What you are asked to do: Drop every picture. Then return, exactly, the lines from the beginning of the listing below through the one containing "font-semibold uppercase leading-[12px]".

***** Task input

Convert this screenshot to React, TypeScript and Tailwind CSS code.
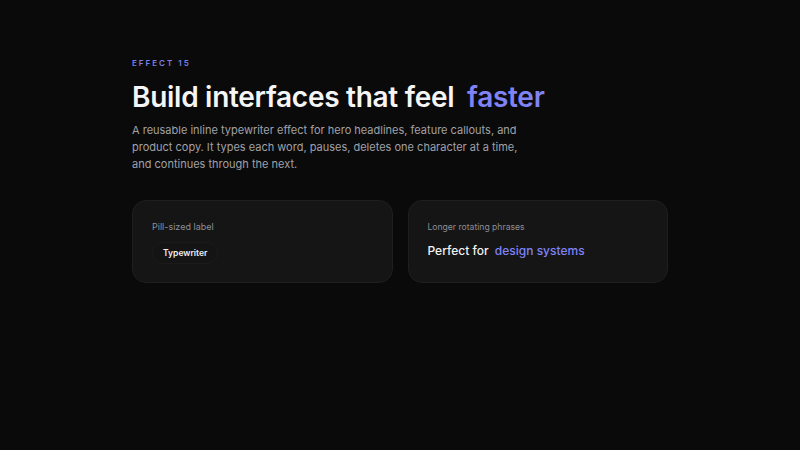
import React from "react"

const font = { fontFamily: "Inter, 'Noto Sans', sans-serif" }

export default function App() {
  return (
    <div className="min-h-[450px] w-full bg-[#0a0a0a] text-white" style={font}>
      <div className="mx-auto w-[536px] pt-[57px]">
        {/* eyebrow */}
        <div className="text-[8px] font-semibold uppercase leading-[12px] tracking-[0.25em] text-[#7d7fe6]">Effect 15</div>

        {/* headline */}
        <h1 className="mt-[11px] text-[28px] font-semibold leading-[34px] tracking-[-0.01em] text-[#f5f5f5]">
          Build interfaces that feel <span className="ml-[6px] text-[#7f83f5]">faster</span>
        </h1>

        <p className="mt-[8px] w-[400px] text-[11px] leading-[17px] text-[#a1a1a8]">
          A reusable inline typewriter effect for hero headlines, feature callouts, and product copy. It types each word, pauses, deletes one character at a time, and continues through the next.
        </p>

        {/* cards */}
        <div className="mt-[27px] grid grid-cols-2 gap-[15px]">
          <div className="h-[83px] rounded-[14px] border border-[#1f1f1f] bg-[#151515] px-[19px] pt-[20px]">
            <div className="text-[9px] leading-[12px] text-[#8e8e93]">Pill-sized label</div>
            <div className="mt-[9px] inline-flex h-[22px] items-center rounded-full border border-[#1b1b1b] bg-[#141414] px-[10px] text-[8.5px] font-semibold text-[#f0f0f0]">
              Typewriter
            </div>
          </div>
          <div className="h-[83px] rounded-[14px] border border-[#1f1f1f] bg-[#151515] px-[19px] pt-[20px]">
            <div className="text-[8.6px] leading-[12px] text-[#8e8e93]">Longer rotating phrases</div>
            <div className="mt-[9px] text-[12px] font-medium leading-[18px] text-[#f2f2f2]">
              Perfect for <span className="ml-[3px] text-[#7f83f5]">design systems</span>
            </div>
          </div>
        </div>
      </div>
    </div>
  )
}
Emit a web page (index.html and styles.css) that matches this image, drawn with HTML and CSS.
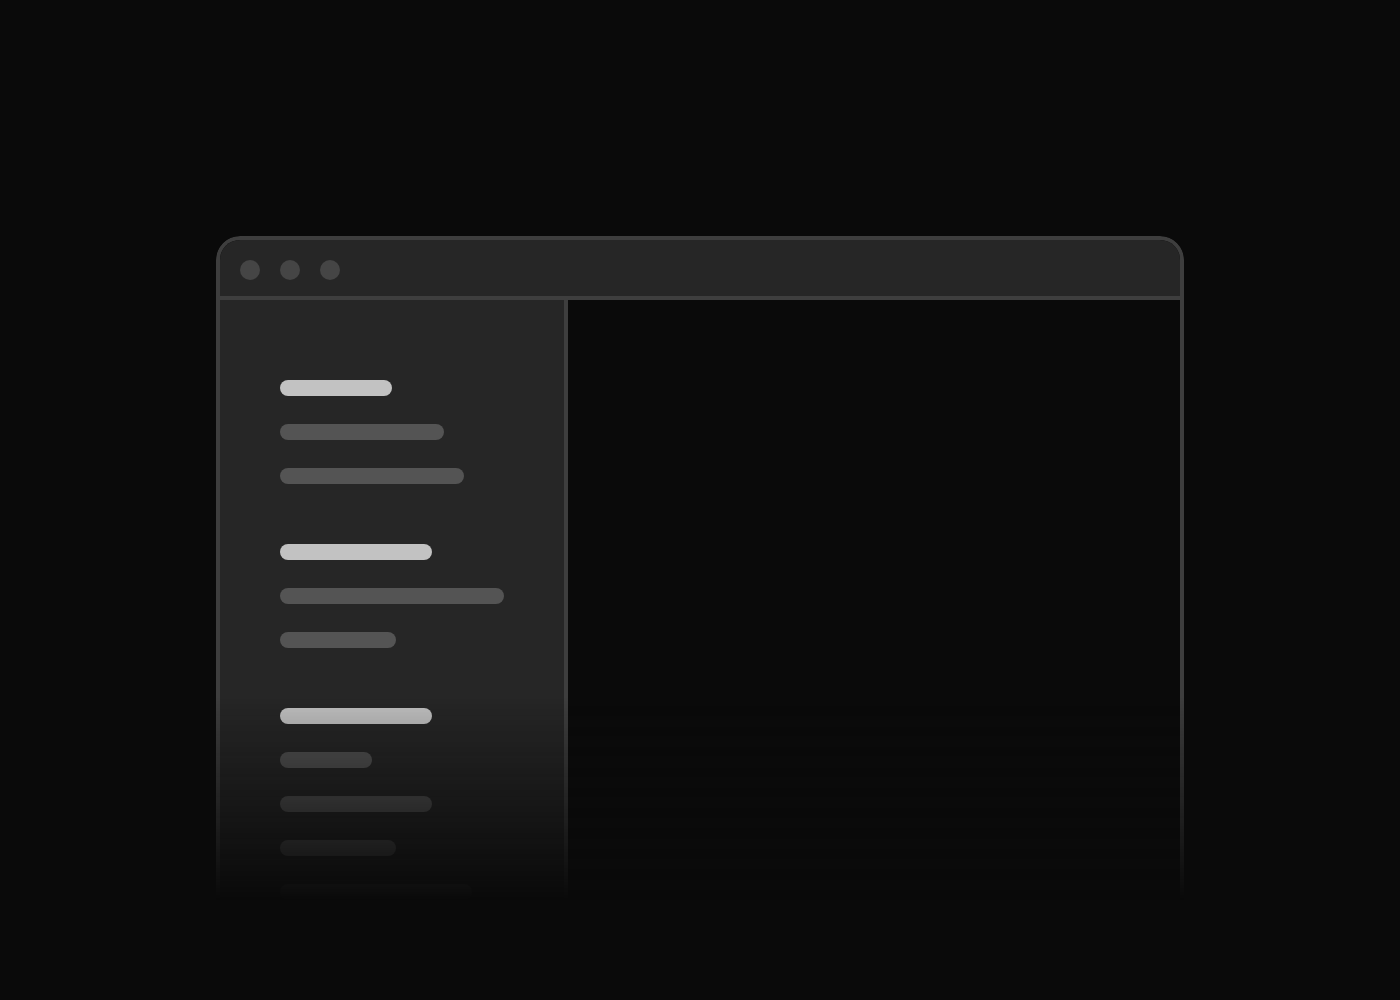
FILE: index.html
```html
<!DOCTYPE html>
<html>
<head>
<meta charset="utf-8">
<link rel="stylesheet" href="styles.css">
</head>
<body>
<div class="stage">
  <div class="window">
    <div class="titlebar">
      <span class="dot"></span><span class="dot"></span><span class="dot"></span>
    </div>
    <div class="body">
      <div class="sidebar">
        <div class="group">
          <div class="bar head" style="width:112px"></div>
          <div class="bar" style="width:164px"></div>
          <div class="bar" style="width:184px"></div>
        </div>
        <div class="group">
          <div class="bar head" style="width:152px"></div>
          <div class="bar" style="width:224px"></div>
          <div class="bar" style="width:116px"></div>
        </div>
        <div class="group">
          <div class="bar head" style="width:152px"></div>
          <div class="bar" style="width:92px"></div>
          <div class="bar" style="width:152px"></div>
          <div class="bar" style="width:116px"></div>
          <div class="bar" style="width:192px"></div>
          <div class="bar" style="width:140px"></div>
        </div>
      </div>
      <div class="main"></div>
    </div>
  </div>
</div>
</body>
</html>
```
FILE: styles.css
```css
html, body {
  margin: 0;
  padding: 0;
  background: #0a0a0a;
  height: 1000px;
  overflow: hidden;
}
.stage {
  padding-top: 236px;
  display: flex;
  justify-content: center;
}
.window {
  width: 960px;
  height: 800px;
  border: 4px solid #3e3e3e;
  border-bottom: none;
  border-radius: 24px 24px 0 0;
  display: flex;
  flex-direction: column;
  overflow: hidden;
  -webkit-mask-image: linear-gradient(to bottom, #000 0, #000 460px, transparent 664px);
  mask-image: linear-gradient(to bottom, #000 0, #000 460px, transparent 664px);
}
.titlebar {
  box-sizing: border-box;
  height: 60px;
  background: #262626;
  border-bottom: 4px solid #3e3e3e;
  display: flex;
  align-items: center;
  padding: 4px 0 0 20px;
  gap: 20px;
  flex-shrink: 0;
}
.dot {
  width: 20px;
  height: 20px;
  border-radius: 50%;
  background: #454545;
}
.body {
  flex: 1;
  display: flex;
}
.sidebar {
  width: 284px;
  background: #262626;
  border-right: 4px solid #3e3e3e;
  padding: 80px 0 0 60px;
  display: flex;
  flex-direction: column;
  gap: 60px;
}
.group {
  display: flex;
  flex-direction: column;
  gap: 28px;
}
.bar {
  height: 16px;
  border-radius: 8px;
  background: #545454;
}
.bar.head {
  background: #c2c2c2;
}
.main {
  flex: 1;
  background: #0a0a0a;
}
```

**********

Answer to the task:
Convert this screenshot to React, TypeScript and Tailwind CSS code.
import React from "react"

const font = { fontFamily: "Inter, 'Noto Sans', sans-serif" }

export default function App() {
  return (
    <div className="min-h-[450px] w-full bg-[#0a0a0a] text-white" style={font}>
      <div className="mx-auto w-[536px] pt-[57px]">
        {/* eyebrow */}
        <div className="text-[8px] font-semibold uppercase leading-[12px] tracking-[0.25em] text-[#7d7fe6]">Effect 15</div>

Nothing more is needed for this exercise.